Potential Improvements
There's a lot to improve on in this design - first off, this implementation is plagued by duplicate values for larger tables, so writing an improved reduction function or addressing this in another matter would improve accuracy and peformance.
Hashing takes up most of the time, so either fine-tuning a custom CPU implementation or restructuring to allow utilization of the GPU would speed the generation process up dramatically.

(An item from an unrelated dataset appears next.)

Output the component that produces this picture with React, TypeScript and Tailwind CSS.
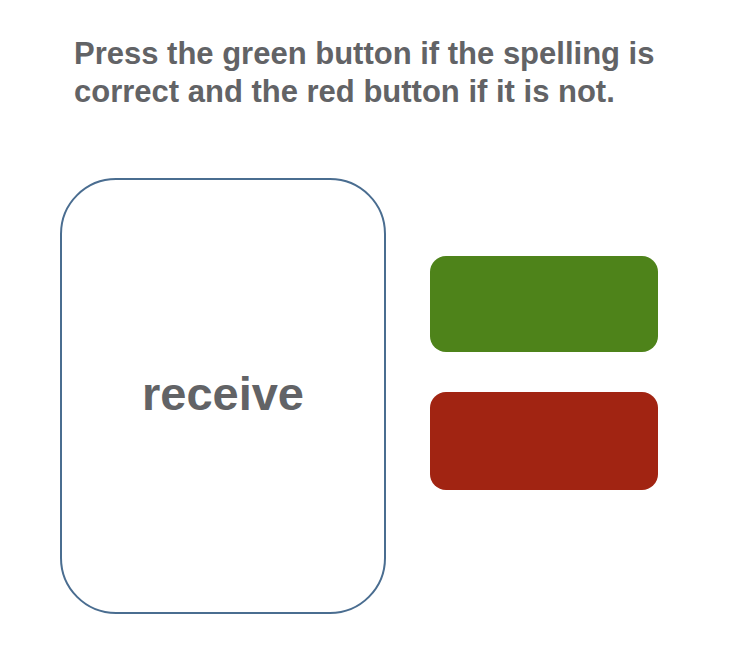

You can also optimize the file size by converting the plaintexts to numbers - if you have a set password size, you can assign a number to each permutation and store the plaintext as a u64 or u128.
Response
Rainbow tables are quite old at this point, and they have generally ceased to be relevant in the place of GPUs. Additionally, the response to this optimized password-cracking technique was to add "salt" to a password, which means adding a small random string of characters (usually dependent on the user) to the end of their password, and then hashing that. Despite the optimizations rainbow tables provide, exponential growth still trumps all in the end, so the table size increase needed to account for this starts to become problematic (especially since generating intelligent initial plaintexts like the most common passwords no longer works).